Royalty revenues for third quarter 1998 increased 5.6 % to $35.7 million from $33.8 million for the same period a year ago. Year-to-date through September 30, 1998, royalty revenues were $85.7 million, an 8.5 % increase over the $79.0 million recorded for the same period in 1997.


As of September 30, 1998, the total number of domestic Choice hotels on-line grew 6.0% to 3,024 from 2,852 as of the same date a year ago. As of September 30, 1998, the total number of domestic rooms increased 4.4 % to 251,415 from 240,908 as of the same date a year ago.


In the third quarter of this year, the company added 105 hotels and terminated 32 properties in its domestic system. The terminations reflect the company`s ongoing initiative to remove properties that do not meet Choice Hotels` strict quality standards.


As of September 30, 1998, the company had 792 franchised hotels with 68,759 rooms either in design or under construction in its domestic hotel system, compared to 719 franchised hotels with 61,560 rooms as of the same date a year ago. The company has an additional 577 franchised hotels with 36,098 rooms under development in its international system.

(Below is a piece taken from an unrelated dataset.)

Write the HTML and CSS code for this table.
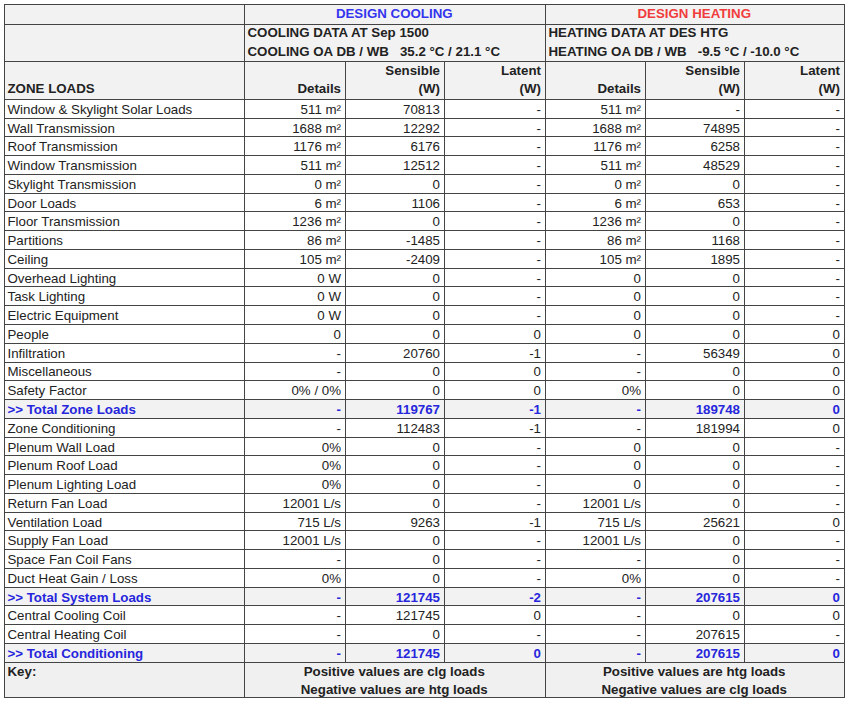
FILE: index.html
```html
<!DOCTYPE html>
<html>
<head>
<meta charset="utf-8">
<title>Zone Loads</title>
<link rel="stylesheet" href="styles.css">
</head>
<body>
<div class="sheet">
  <div class="c hd"></div>
  <div class="c hd span3 ctr title-c">DESIGN COOLING</div>
  <div class="c hd span3 ctr title-h">DESIGN HEATING</div>

  <div class="c hd"></div>
  <div class="c hd span3 info"><span>COOLING DATA AT Sep 1500</span><span>COOLING OA DB / WB   35.2 °C / 21.1 °C</span></div>
  <div class="c hd span3 info"><span>HEATING DATA AT DES HTG</span><span>HEATING OA DB / WB   -9.5 °C / -10.0 °C</span></div>

  <div class="c hd">ZONE LOADS</div>
  <div class="c hd r">Details</div>
  <div class="c hd r"><span>Sensible</span><span>(W)</span></div>
  <div class="c hd r"><span>Latent</span><span>(W)</span></div>
  <div class="c hd r">Details</div>
  <div class="c hd r"><span>Sensible</span><span>(W)</span></div>
  <div class="c hd r"><span>Latent</span><span>(W)</span></div>

  <div class="c">Window &amp; Skylight Solar Loads</div><div class="c r">511 m²</div><div class="c r">70813</div><div class="c r">-</div><div class="c r">511 m²</div><div class="c r">-</div><div class="c r">-</div>
  <div class="c">Wall Transmission</div><div class="c r">1688 m²</div><div class="c r">12292</div><div class="c r">-</div><div class="c r">1688 m²</div><div class="c r">74895</div><div class="c r">-</div>
  <div class="c">Roof Transmission</div><div class="c r">1176 m²</div><div class="c r">6176</div><div class="c r">-</div><div class="c r">1176 m²</div><div class="c r">6258</div><div class="c r">-</div>
  <div class="c">Window Transmission</div><div class="c r">511 m²</div><div class="c r">12512</div><div class="c r">-</div><div class="c r">511 m²</div><div class="c r">48529</div><div class="c r">-</div>
  <div class="c">Skylight Transmission</div><div class="c r">0 m²</div><div class="c r">0</div><div class="c r">-</div><div class="c r">0 m²</div><div class="c r">0</div><div class="c r">-</div>
  <div class="c">Door Loads</div><div class="c r">6 m²</div><div class="c r">1106</div><div class="c r">-</div><div class="c r">6 m²</div><div class="c r">653</div><div class="c r">-</div>
  <div class="c">Floor Transmission</div><div class="c r">1236 m²</div><div class="c r">0</div><div class="c r">-</div><div class="c r">1236 m²</div><div class="c r">0</div><div class="c r">-</div>
  <div class="c">Partitions</div><div class="c r">86 m²</div><div class="c r">-1485</div><div class="c r">-</div><div class="c r">86 m²</div><div class="c r">1168</div><div class="c r">-</div>
  <div class="c">Ceiling</div><div class="c r">105 m²</div><div class="c r">-2409</div><div class="c r">-</div><div class="c r">105 m²</div><div class="c r">1895</div><div class="c r">-</div>
  <div class="c">Overhead Lighting</div><div class="c r">0 W</div><div class="c r">0</div><div class="c r">-</div><div class="c r">0</div><div class="c r">0</div><div class="c r">-</div>
  <div class="c">Task Lighting</div><div class="c r">0 W</div><div class="c r">0</div><div class="c r">-</div><div class="c r">0</div><div class="c r">0</div><div class="c r">-</div>
  <div class="c">Electric Equipment</div><div class="c r">0 W</div><div class="c r">0</div><div class="c r">-</div><div class="c r">0</div><div class="c r">0</div><div class="c r">-</div>
  <div class="c">People</div><div class="c r">0</div><div class="c r">0</div><div class="c r">0</div><div class="c r">0</div><div class="c r">0</div><div class="c r">0</div>
  <div class="c">Infiltration</div><div class="c r">-</div><div class="c r">20760</div><div class="c r">-1</div><div class="c r">-</div><div class="c r">56349</div><div class="c r">0</div>
  <div class="c">Miscellaneous</div><div class="c r">-</div><div class="c r">0</div><div class="c r">0</div><div class="c r">-</div><div class="c r">0</div><div class="c r">0</div>
  <div class="c">Safety Factor</div><div class="c r">0% / 0%</div><div class="c r">0</div><div class="c r">0</div><div class="c r">0%</div><div class="c r">0</div><div class="c r">0</div>
  <div class="c tot">&gt;&gt; Total Zone Loads</div><div class="c r tot">-</div><div class="c r tot">119767</div><div class="c r tot">-1</div><div class="c r tot">-</div><div class="c r tot">189748</div><div class="c r tot">0</div>
  <div class="c">Zone Conditioning</div><div class="c r">-</div><div class="c r">112483</div><div class="c r">-1</div><div class="c r">-</div><div class="c r">181994</div><div class="c r">0</div>
  <div class="c">Plenum Wall Load</div><div class="c r">0%</div><div class="c r">0</div><div class="c r">-</div><div class="c r">0</div><div class="c r">0</div><div class="c r">-</div>
  <div class="c">Plenum Roof Load</div><div class="c r">0%</div><div class="c r">0</div><div class="c r">-</div><div class="c r">0</div><div class="c r">0</div><div class="c r">-</div>
  <div class="c">Plenum Lighting Load</div><div class="c r">0%</div><div class="c r">0</div><div class="c r">-</div><div class="c r">0</div><div class="c r">0</div><div class="c r">-</div>
  <div class="c">Return Fan Load</div><div class="c r">12001 L/s</div><div class="c r">0</div><div class="c r">-</div><div class="c r">12001 L/s</div><div class="c r">0</div><div class="c r">-</div>
  <div class="c">Ventilation Load</div><div class="c r">715 L/s</div><div class="c r">9263</div><div class="c r">-1</div><div class="c r">715 L/s</div><div class="c r">25621</div><div class="c r">0</div>
  <div class="c">Supply Fan Load</div><div class="c r">12001 L/s</div><div class="c r">0</div><div class="c r">-</div><div class="c r">12001 L/s</div><div class="c r">0</div><div class="c r">-</div>
  <div class="c">Space Fan Coil Fans</div><div class="c r">-</div><div class="c r">0</div><div class="c r">-</div><div class="c r">-</div><div class="c r">0</div><div class="c r">-</div>
  <div class="c">Duct Heat Gain / Loss</div><div class="c r">0%</div><div class="c r">0</div><div class="c r">-</div><div class="c r">0%</div><div class="c r">0</div><div class="c r">-</div>
  <div class="c tot">&gt;&gt; Total System Loads</div><div class="c r tot">-</div><div class="c r tot">121745</div><div class="c r tot">-2</div><div class="c r tot">-</div><div class="c r tot">207615</div><div class="c r tot">0</div>
  <div class="c">Central Cooling Coil</div><div class="c r">-</div><div class="c r">121745</div><div class="c r">0</div><div class="c r">-</div><div class="c r">0</div><div class="c r">0</div>
  <div class="c">Central Heating Coil</div><div class="c r">-</div><div class="c r">0</div><div class="c r">-</div><div class="c r">-</div><div class="c r">207615</div><div class="c r">-</div>
  <div class="c tot">&gt;&gt; Total Conditioning</div><div class="c r tot">-</div><div class="c r tot">121745</div><div class="c r tot">0</div><div class="c r tot">-</div><div class="c r tot">207615</div><div class="c r tot">0</div>

  <div class="c key">Key:</div>
  <div class="c key span3 ctr"><span>Positive values are clg loads</span><span>Negative values are htg loads</span></div>
  <div class="c key span3 ctr"><span>Positive values are htg loads</span><span>Negative values are clg loads</span></div>
</div>
</body>
</html>
```

FILE: styles.css
```css
body {
  margin: 0;
  background: #ffffff;
  font-family: "Liberation Sans", Arial, sans-serif;
  font-size: 13.3px;
  color: #222222;
}

.sheet {
  display: grid;
  grid-template-columns: 239px 100px 98px 100px 99px 98px 99px;
  grid-template-rows: 18.5px 36.7px 36.6px repeat(30, 17.78px) 34.6px;
  gap: 1px;
  background: #444444;
  border: 1px solid #444444;
  width: max-content;
  margin: 4px 0 0 4px;
}

.c {
  background: #ffffff;
  display: flex;
  flex-direction: column;
  justify-content: flex-end;
  align-items: flex-start;
  padding: 0 4px 0.8px 2.5px;
  line-height: 15px;
  overflow: hidden;
  white-space: nowrap;
}

.r {
  align-items: flex-end;
  text-align: right;
}

.ctr {
  align-items: center;
  text-align: center;
}

.span3 {
  grid-column: span 3;
}

.hd {
  background: #f2f2f2;
  font-weight: bold;
  line-height: 18.3px;
  padding-bottom: 0;
}

.info {
  line-height: 19px;
  white-space: pre;
}

.title-c {
  color: #3434ee;
}

.title-h {
  color: #f03c3c;
}

.tot {
  background: #f2f2f2;
  color: #2626dc;
  font-weight: bold;
}

.key {
  background: #f0f0f0;
  font-weight: bold;
  justify-content: flex-start;
  line-height: 18.3px;
  padding-bottom: 0;
}
```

Notable Third Quarter Events:
* Appointment of Charles A. Ledsinger, Jr., as president and chief executive officer. A 20-year hotel industry veteran, Ledsinger most recently was president and chief operating officer of the St. Joe Company, Florida`s largest private landowner and a leading developer. Prior to that, he held senior executive positions with the Promus Companies and its predecessor, Holiday Inn.

* Continuation of the stock repurchase program announced June 25, 1998. The company has purchased 3.0 million shares of common stock during the year and has remaining authority to acquire up to 5.7 million shares.